##### ROWS #####

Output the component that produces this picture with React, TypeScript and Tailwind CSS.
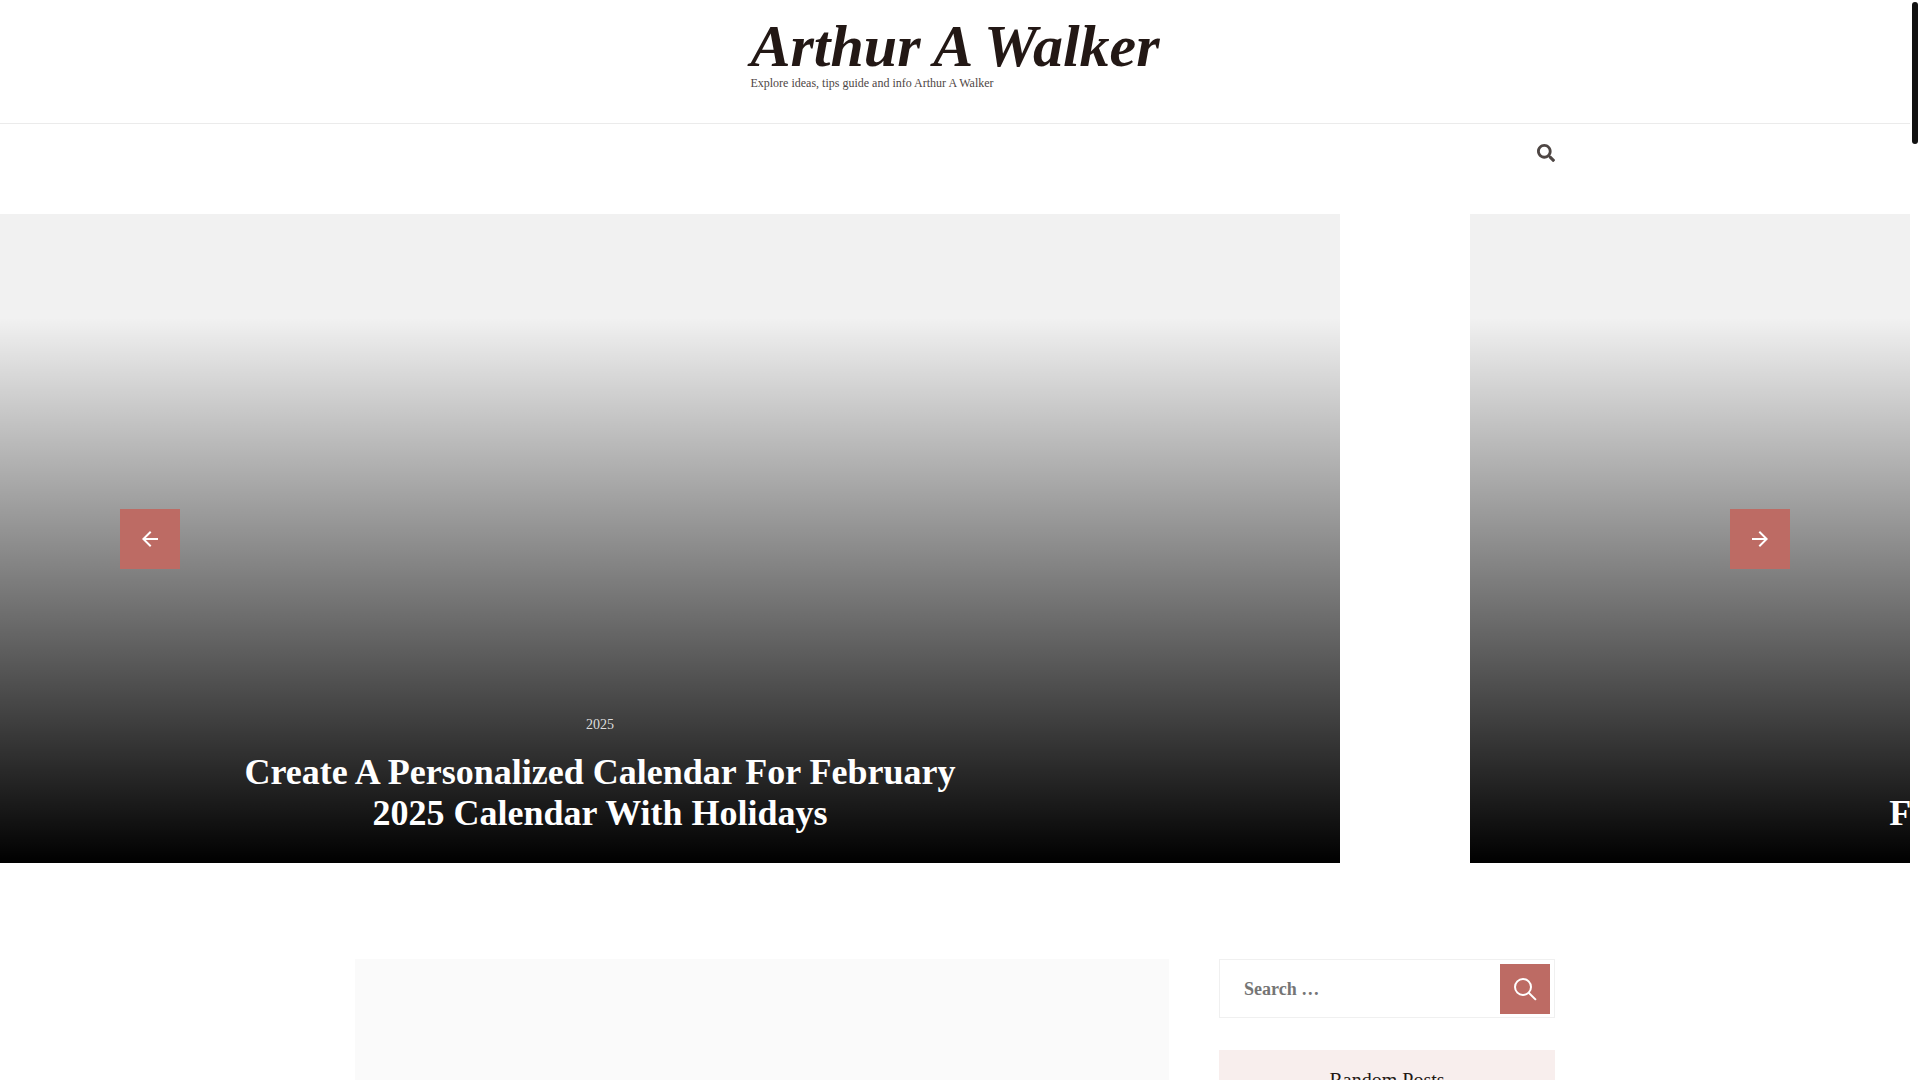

#####
##### ROWS #####

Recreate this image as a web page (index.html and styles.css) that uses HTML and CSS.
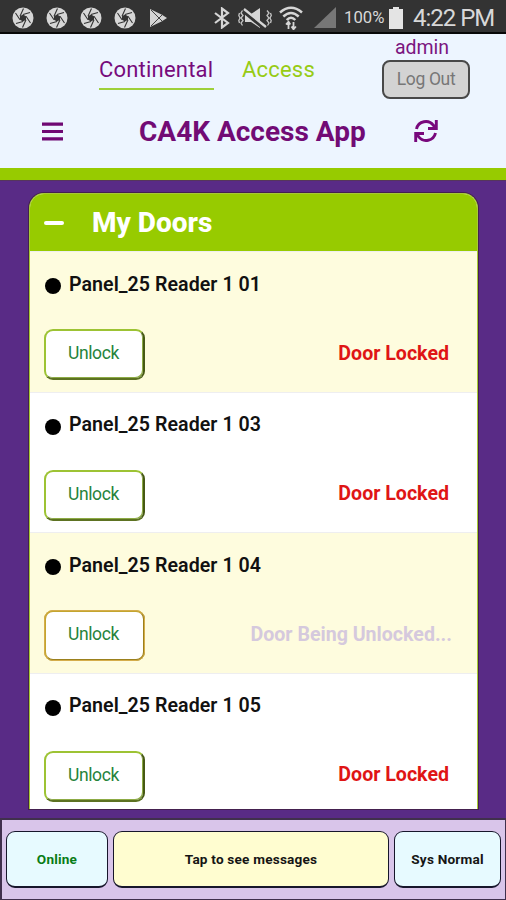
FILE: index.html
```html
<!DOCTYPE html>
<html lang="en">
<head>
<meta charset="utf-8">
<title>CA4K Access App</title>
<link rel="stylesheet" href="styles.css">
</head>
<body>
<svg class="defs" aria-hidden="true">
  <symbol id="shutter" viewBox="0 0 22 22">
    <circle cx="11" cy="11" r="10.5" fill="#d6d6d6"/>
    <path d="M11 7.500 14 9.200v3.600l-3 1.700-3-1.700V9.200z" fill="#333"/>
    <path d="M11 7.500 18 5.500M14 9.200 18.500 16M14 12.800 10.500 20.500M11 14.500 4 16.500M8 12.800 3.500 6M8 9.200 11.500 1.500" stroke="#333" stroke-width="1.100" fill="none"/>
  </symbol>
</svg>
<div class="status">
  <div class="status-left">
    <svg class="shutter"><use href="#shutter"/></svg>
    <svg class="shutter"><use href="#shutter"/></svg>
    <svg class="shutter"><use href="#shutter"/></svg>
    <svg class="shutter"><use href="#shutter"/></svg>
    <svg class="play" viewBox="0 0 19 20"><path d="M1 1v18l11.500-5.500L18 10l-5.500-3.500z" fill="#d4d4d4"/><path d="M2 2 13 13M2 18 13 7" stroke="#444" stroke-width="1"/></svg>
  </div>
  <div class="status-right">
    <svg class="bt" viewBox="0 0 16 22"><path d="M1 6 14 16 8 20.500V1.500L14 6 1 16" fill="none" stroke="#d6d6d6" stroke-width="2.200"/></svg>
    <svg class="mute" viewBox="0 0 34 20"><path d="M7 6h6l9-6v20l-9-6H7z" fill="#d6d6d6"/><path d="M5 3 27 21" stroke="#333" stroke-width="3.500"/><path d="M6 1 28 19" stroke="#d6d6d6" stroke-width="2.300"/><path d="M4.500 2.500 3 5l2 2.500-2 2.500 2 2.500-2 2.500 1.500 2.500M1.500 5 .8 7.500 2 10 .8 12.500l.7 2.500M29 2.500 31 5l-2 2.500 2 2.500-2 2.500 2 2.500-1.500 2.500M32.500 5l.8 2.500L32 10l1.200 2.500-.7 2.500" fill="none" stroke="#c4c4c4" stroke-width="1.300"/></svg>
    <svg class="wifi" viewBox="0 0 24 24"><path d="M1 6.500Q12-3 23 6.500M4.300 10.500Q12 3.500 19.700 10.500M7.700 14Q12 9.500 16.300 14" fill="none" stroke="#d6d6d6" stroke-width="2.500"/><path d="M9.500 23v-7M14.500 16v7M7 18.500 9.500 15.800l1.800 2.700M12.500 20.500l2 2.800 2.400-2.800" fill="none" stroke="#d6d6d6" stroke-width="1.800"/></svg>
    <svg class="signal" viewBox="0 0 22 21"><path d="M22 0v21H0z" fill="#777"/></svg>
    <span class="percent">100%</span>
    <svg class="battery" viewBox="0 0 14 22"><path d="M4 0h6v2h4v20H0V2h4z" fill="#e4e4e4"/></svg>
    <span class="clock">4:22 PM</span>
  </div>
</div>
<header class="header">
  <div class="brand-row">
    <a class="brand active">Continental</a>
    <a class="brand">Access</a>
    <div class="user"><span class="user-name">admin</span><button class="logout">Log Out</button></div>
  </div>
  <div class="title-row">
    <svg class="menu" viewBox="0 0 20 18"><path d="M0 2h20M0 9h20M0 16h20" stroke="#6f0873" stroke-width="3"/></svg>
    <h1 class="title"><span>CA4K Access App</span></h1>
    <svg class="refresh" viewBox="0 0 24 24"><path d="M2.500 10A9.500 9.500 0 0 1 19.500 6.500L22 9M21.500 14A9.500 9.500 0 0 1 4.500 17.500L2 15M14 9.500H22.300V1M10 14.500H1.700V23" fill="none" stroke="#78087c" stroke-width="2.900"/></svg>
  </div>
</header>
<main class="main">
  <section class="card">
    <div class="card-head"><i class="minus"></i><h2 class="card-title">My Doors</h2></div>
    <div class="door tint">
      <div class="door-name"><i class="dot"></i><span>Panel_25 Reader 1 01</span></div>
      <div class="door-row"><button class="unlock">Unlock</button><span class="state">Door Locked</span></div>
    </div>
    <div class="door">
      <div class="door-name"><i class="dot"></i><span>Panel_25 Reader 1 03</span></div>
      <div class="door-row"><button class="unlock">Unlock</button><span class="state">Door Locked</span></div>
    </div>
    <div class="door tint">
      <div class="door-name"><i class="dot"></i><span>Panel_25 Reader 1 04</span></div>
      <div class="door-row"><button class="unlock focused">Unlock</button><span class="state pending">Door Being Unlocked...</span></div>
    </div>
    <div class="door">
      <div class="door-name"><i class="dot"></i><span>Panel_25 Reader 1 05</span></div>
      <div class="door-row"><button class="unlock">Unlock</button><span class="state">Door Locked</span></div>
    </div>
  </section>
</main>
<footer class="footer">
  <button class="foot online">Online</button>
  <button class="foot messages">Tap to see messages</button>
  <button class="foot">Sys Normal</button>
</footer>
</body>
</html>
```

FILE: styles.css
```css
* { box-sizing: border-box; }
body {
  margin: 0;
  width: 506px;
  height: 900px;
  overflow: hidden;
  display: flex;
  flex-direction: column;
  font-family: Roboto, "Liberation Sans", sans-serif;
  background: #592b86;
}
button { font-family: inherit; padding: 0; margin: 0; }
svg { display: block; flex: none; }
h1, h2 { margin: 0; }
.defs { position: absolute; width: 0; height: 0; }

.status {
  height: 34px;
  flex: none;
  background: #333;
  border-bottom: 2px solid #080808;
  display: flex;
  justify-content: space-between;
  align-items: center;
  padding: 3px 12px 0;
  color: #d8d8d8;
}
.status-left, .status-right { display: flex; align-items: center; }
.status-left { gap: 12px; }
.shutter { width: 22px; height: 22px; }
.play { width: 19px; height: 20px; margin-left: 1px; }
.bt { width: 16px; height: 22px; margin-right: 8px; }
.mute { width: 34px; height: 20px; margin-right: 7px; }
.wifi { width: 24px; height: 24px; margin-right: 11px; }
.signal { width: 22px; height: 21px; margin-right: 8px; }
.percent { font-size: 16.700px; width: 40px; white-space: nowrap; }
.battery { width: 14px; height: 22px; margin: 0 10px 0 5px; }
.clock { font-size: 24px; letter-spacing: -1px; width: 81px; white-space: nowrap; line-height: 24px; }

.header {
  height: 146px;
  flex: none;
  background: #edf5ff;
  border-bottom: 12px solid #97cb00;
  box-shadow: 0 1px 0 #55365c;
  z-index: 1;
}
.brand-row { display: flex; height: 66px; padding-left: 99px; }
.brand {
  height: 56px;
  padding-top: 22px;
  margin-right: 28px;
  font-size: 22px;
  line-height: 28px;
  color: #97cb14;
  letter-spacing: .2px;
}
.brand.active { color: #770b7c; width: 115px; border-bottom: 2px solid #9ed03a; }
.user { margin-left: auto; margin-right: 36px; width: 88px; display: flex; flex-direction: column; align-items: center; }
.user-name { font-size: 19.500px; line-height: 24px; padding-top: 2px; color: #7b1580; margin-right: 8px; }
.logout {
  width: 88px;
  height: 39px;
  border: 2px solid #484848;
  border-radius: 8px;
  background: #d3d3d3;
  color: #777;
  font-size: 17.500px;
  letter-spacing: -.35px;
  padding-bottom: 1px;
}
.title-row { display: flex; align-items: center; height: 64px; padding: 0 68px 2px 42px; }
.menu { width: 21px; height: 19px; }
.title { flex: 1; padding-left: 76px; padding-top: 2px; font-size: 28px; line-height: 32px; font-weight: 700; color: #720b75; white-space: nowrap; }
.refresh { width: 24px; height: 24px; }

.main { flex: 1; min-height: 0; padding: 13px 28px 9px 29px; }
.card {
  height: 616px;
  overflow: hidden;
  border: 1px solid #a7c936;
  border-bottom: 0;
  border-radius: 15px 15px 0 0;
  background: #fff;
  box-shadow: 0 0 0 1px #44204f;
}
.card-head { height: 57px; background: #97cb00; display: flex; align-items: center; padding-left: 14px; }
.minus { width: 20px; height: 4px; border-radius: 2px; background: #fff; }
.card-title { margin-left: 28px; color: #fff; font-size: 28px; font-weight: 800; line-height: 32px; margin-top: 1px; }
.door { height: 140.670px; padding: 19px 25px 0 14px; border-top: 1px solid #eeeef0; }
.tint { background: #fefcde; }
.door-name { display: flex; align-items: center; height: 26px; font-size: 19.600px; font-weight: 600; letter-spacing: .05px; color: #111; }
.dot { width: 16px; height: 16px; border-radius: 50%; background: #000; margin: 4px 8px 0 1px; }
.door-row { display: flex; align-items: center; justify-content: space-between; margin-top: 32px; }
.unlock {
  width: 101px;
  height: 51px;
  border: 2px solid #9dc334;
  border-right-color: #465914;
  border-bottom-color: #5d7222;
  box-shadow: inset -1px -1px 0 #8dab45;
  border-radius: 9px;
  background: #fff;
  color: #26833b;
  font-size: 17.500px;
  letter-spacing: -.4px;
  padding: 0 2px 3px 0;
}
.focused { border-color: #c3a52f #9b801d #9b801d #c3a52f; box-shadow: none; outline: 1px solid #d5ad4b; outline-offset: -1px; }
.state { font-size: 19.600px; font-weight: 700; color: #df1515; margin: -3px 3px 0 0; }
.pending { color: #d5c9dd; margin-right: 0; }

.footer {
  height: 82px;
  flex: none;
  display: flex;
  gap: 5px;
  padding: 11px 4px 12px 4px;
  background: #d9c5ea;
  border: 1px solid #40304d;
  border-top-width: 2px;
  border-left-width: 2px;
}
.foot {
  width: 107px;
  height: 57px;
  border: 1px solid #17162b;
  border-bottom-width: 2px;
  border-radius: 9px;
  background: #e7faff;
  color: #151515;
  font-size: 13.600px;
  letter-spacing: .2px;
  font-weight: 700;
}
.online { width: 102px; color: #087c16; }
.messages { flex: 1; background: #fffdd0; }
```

#####

EXERCISE PROMPT: Of the lines in the material, how many contain the word "this"? Reply with the number and nothing else.

SOLVED EXERCISE: 2